Locate the string "index" in the records below. Copy every line where it occurs.

··· Material for this exercise ···

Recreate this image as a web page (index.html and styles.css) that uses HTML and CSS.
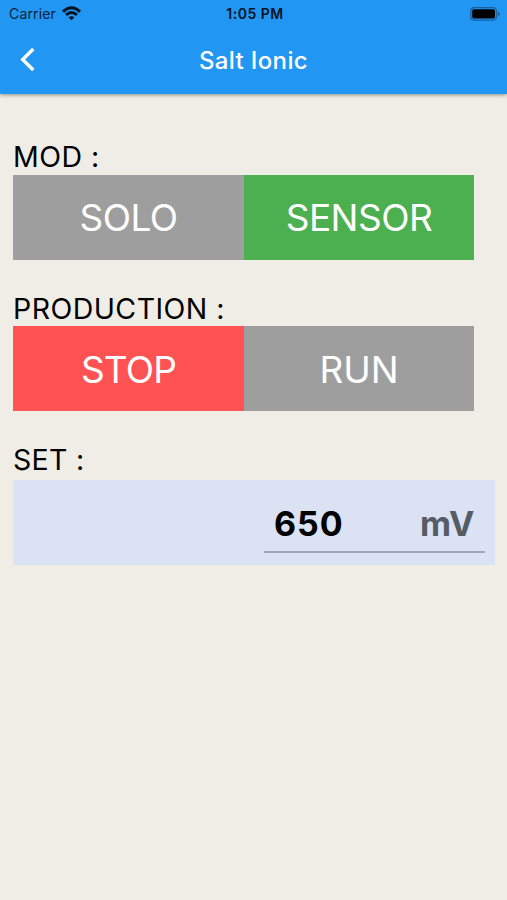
FILE: index.html
```html
<!DOCTYPE html>
<html lang="en">
<head>
<meta charset="utf-8">
<title>Salt Ionic</title>
<link rel="stylesheet" href="styles.css">
</head>
<body>
<header class="top">
  <div class="status">
    <div class="carrier"><span>Carrier</span>
      <svg class="wifi" viewBox="0 0 18 14" width="19" height="15"><g fill="none" stroke="#06131f" stroke-width="2.8"><path d="M.9 5.2Q9-2.2 17.1 5.2"/><path d="M3.8 8.3Q9 3.7 14.2 8.3"/></g><path d="M6.2 10.6Q9 8.4 11.8 10.6L9 13.5Z" fill="#06131f"/></svg>
    </div>
    <span class="time">1:05 PM</span>
    <svg class="battery" viewBox="0 0 31 14" width="31" height="14"><rect x=".7" y=".7" width="25.8" height="12.4" rx="3.6" fill="none" stroke="#185f9d" stroke-width="1.3"/><rect x="2.2" y="2.2" width="22.8" height="9.4" rx="1.8" fill="#000"/><path d="M28 4.8Q30 5.5 30 7T28 9.2Z" fill="#185f9d"/></svg>
  </div>
  <div class="bar">
    <svg class="back" viewBox="0 0 16 26" width="16" height="26"><path d="M13.3 2L2.7 12.5L13.3 23" fill="none" stroke="#fff" stroke-width="3.4"/></svg>
    <h1 class="title">Salt Ionic</h1>
  </div>
</header>
<main class="content">
  <section class="group">
    <h2 class="label">MOD :</h2>
    <div class="toggle"><button class="option gray">SOLO</button><button class="option green">SENSOR</button></div>
  </section>
  <section class="group">
    <h2 class="label production-label">PRODUCTION :</h2>
    <div class="toggle"><button class="option red stop">STOP</button><button class="option gray run">RUN</button></div>
  </section>
  <section class="group">
    <h2 class="label set-label">SET :</h2>
    <div class="setting"><div class="field"><span class="value">650</span><span class="unit">mV</span></div></div>
  </section>
</main>
</body>
</html>
```
FILE: styles.css
```css
* { box-sizing: border-box; }
body { margin: 0; min-height: 900px; background: #f0ede6; font-family: Inter, sans-serif; color: #000; }
.top { height: 94px; background: #2196f3; box-shadow: 0 1px 4px rgba(0,0,0,.4); }
.status { height: 27px; display: grid; grid-template-columns: 1fr auto 1fr; align-items: center; padding: 0 6px 0 9px; font-size: 14px; color: #0b2238; }
.carrier { display: flex; align-items: center; gap: 6px; letter-spacing: .15px; }
.wifi { margin-top: -1px; }
.time { font-weight: 600; letter-spacing: .5px; color: #06131f; }
.battery { justify-self: end; }
.bar { height: 66px; display: grid; grid-template-columns: 40px 1fr 40px; align-items: center; padding: 0 20px; }
.title { margin: 0; text-align: center; font-size: 24px; font-weight: 500; letter-spacing: .35px; color: #fff; }
.content { padding: 44.6px 12px 0 13px; }
.group { height: 151.5px; }
.label { margin: 0; height: 36px; line-height: 36px; font-size: 28.5px; font-weight: 400; letter-spacing: .45px; white-space: nowrap; }
.production-label { line-height: 37px; }
.set-label { height: 38px; letter-spacing: .3px; }
.toggle { width: 461px; height: 85px; display: grid; grid-template-columns: 231px 230px; }
.option { border: 0; padding: 0; font: 400 37px Inter, sans-serif; letter-spacing: -.5px; color: #fff; }
.stop { padding-top: 2px; letter-spacing: -.8px; }
.run { padding-top: 2px; letter-spacing: -.1px; }
.gray { background: #9e9e9e; }
.green { background: #4caf50; }
.red { background: #ff5252; }
.setting { height: 85px; background: #dae2f3; display: flex; justify-content: flex-end; padding: 17px 10px 11.5px; }
.field { width: 221px; display: flex; justify-content: space-between; align-items: center; border-bottom: 2px solid #a1a8b8; padding: 0 11px 0 10px; font-size: 34px; font-weight: 700; }
.value { letter-spacing: 1px; }
.unit { color: #565c66; letter-spacing: -.3px; }
```
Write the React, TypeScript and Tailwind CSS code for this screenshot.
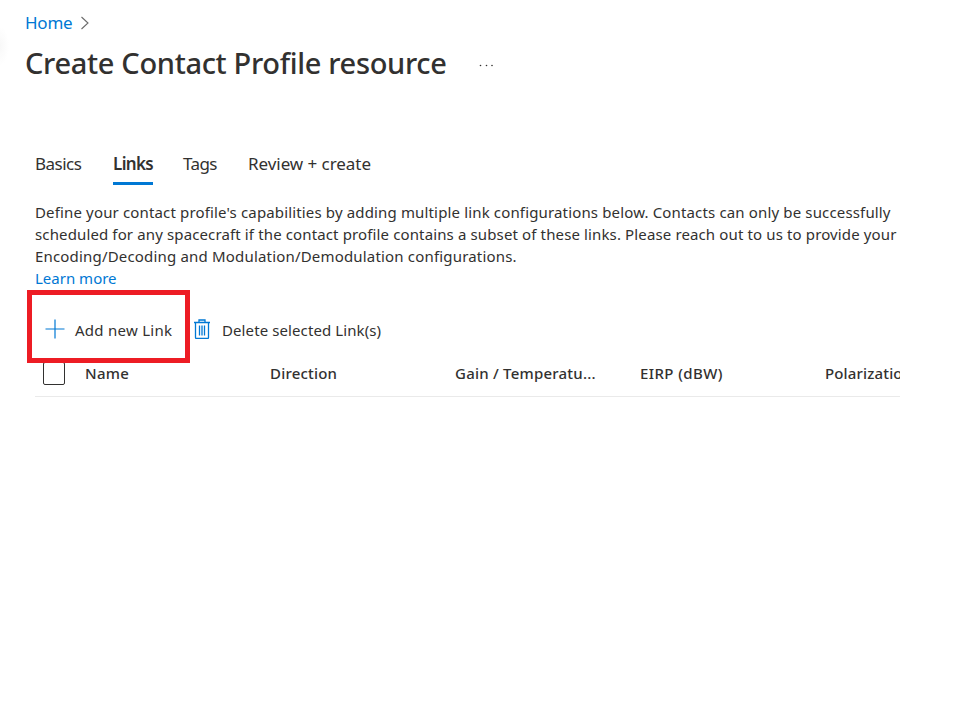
import React from "react";

const columns = [
  { label: "Name", tracking: "tracking-[0.25px]" },
  { label: "Direction", tracking: "tracking-[0.2px]" },
  { label: "Gain / Temperatu...", tracking: "tracking-[0.22px]" },
  { label: "EIRP (dBW)", tracking: "tracking-[0.4px]" },
  { label: "Polarization", tracking: "tracking-[0.15px]" },
];

function Breadcrumb() {
  return (
    <nav className="flex h-[23px] items-center text-[17px] leading-[23px]">
      <a className="w-[47px] whitespace-nowrap tracking-[-0.25px] text-[#0078d4]">Home</a>
      <svg className="ml-2 mt-px" width="10" height="14" viewBox="0 0 10 14" fill="none" stroke="#6b6b6b" strokeWidth="1.1">
        <path d="M1.5 1 8 7 1.5 13" />
      </svg>
    </nav>
  );
}

function Tabs() {
  return (
    <div className="flex h-[33px] text-[17px] leading-[24px] whitespace-nowrap">
      <div className="w-[78px] tracking-[-0.5px]">Basics</div>
      <div className="w-10 border-b-3 border-[#0078d4] font-semibold tracking-[-0.65px]">Links</div>
      <div className="ml-[30px] w-[65px] tracking-[-0.6px]">Tags</div>
      <div className="tracking-[-0.05px]">Review + create</div>
    </div>
  );
}

function Toolbar() {
  return (
    <div className="flex h-[72px] w-[500px] items-center">
      <button className="z-10 flex h-[73px] w-[163px] shrink-0 items-center border-5 border-[#ed1c24] pt-1.5 pl-[13px]">
        <svg width="20" height="20" viewBox="0 0 20 20" fill="none" stroke="#0078d4" strokeWidth="1.2">
          <path d="M10 .5v19M.5 10h19" />
        </svg>
        <span className="ml-[10px] pt-[2px] text-[15px] tracking-[0.27px] whitespace-nowrap">Add new Link</span>
      </button>
      <button className="flex items-center pt-1.5 pl-1">
        <svg width="16" height="20" viewBox="0 0 16 20" fill="none" stroke="#0078d4" strokeWidth="1.3">
          <path d="M0 3.5h16M5 3V1h6v2M1.5 3.5v15q0 1 1 1h11q1 0 1-1v-15M5.5 6.5v10M8 6.5v10M10.5 6.5v10" />
        </svg>
        <span className="ml-3 pt-[2px] text-[15px] tracking-[0.1px] whitespace-nowrap">Delete selected Link(s)</span>
      </button>
    </div>
  );
}

export default function App() {
  return (
    <main className="relative h-[704px] w-[963px] overflow-hidden bg-white font-['Noto_Sans','Open_Sans',sans-serif] text-[#323130]">
      <div className="absolute top-[26px] left-0 h-[40px] w-[9px] bg-[radial-gradient(ellipse_at_left,#f8f8f8,#ffffff_70%)]" />
      <header className="h-[152px] pt-[11px] pl-[25px]">
        <Breadcrumb />
        <div className="mt-[9px] flex h-[40px] items-center">
          <h1 className="w-[422px] text-[29px] leading-[40px] font-medium tracking-[-0.33px] whitespace-nowrap">Create Contact Profile resource</h1>
          <svg className="mt-[4px] ml-[31px]" width="16" height="4" viewBox="0 0 16 4" fill="#323130">
            <circle cx="2.5" cy="2.5" r=".8" /><circle cx="8.5" cy="2.5" r=".8" /><circle cx="14" cy="2.5" r=".8" />
          </svg>
        </div>
      </header>
      <section className="ml-[35px] w-[865px]">
        <Tabs />
        <div className="mt-4 text-[15px] leading-[22px] whitespace-nowrap">
          <p className="tracking-[0.15px]">Define your contact profile's capabilities by adding multiple link configurations below. Contacts can only be successfully</p>
          <p className="tracking-[0.13px]">scheduled for any spacecraft if the contact profile contains a subset of these links. Please reach out to us to provide your</p>
          <p className="tracking-[0.18px]">Encoding/Decoding and Modulation/Demodulation configurations.</p>
          <a className="block text-[#0078d4]">Learn more</a>
        </div>
        <div className="mt-px -ml-2"><Toolbar /></div>
        <div className="flex h-[35px] overflow-hidden border-b border-[#eaeaea] text-[15px] leading-[22px] font-medium">
          <div className="w-[50px] shrink-0 pl-2">
            <div className="h-[23px] w-[22px] rounded-[2px] border border-[#323130]" />
          </div>
          {columns.map(({ label, tracking }) => (
            <div key={label} className={`w-[185px] shrink-0 whitespace-nowrap ${tracking}`}>{label}</div>
          ))}
        </div>
      </section>
    </main>
  );
}
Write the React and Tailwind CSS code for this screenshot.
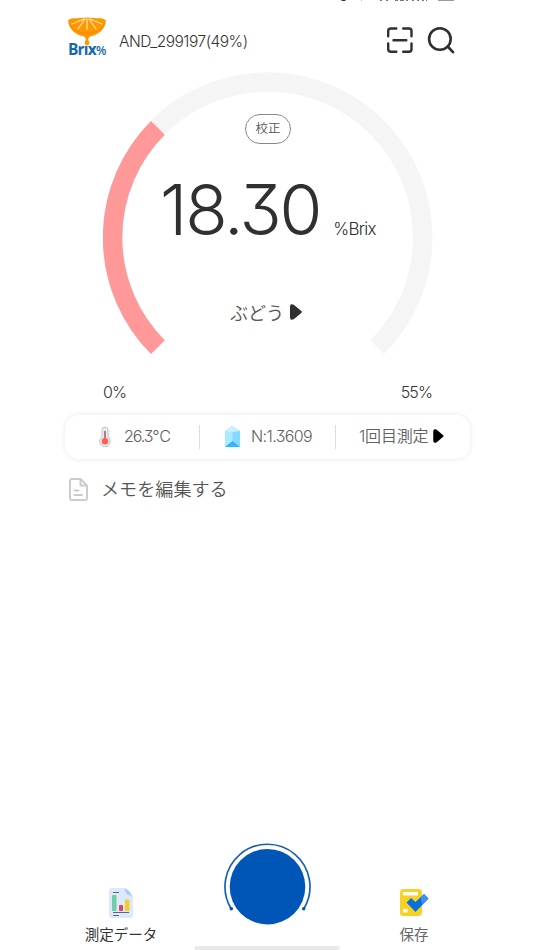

···

■ The solution
Recreate this image as a web page (index.html and styles.css) that uses HTML and CSS.
FILE: index.html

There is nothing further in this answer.